Name: Tara Norgard
Title: Partner, Carlson Caspers
Education: B.A., political science, Marquette University; J.D., University of Minnesota Law School
Carlson Caspers partner Tara Norgard led work to recover millions stolen in Trevor Cook’s $190-million Ponzi scheme during her decade as general counsel for the receiver.
Clawback efforts, which reportedly recovered $21.7 million, stretched from the United States to Canada, Panama, Switzerland, Jordan and the United Kingdom, Norgard said. Cook is serving 25 years for mail fraud and tax evasion.
U.S. District Judge Michael Davis appointed Norgard, a former extern, general counsel to the receivership in November 2009. Davis concluded the receivership in January.
“It has been one of the greatest honors of my career to serve the court in that capacity and the people who we were ultimately there to work for, the victims of that scheme,” Norgard said.
The experience made Norgard a better lawyer in her intellectual property and high-stakes business litigation practice, she said, as she became more conversant in different areas of the law.
Q: What’s the best way to start a conversation with you?
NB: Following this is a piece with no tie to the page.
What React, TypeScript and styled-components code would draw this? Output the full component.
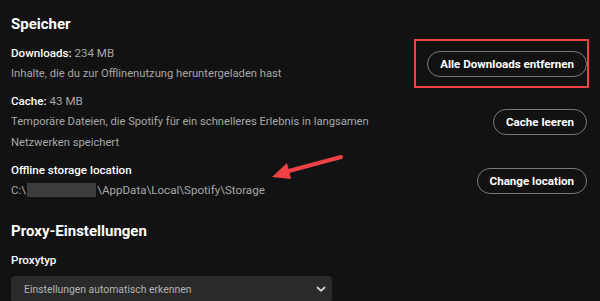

A: Tell me something about yourself. I love to be a social person, but I find myself kind of private so I like to hear about other people first.
Q: Why did you study law and pursue it as a career?
A: I was a political science major, so I thought I wanted to be in politics, behind the scenes, policymaking. But I didn’t have the personality for that or the tolerance for Washington, D.C. I moved into PR and marketing for a few years. When it was time to settle on a long-term career path, having ruled out the political branches of government, the law was a natural fit.
Q: What books are on your bedside table or e-reader?
A: My son is 12 and my daughter is 14, but we still read together. One I’m reading, with my son, is “It Ain’t So Awful, Falafel.” The other, on the other end of the spectrum, is “Founding Mothers” by Cokie Roberts.
Q: What’s a pet peeve of yours?
A: Gum chewing.
Q: What do you like best about your work?
A: I learn something new about the technology and the law every single day. … And it is a privilege to be in a profession that bears direct responsibility for upholding equal justice under the law.
Q: What do you least like about it?
A: It can be an all-encompassing profession if you let it and can leave little time for other pursuits. But that’s true of many professions.
Q: What do you like doing away from work?
A: I like to be with my husband and my kids. Our kids are entering the pre-teen stage. It’s fascinating and wonderful as they see and participate in the world in new ways. And then, selfishly, I like yoga.
Q: If someone visits you in your hometown, what would you take them to see or do?
A: I grew up in St. Paul, moved away for a long time and my husband and I came back 16 years ago. We take people down the East River Parkway on the St. Paul side then to the West Bank usually taking the Franklin Avenue Bridge and then come up behind Gold Medal Park and the Guthrie.
Q: Is there an attorney or judge, past or present, whom you most admire—and why?
A: The list of those I admire and am grateful for is long. My uncle, Mark Gruesner, is a phenomenal trial lawyer. He’s been in the profession for over 40 years. He has been a steadfast guide and a mentor. I wouldn’t be where I am today without him.
Q: What’s a misconception people have about working as an attorney?
A: The idea that all lawyers are out for themselves and extremely wealthy is misconceived. The vast majority of lawyers I know are, above all else, committed to equal justice under law and dedicate countless hours of their own time to ensure the sanctity of our legal system for all.
Q: What’s your favorite depiction of the law or the legal profession in popular culture?
A: Three letters: “RBG.” End of story.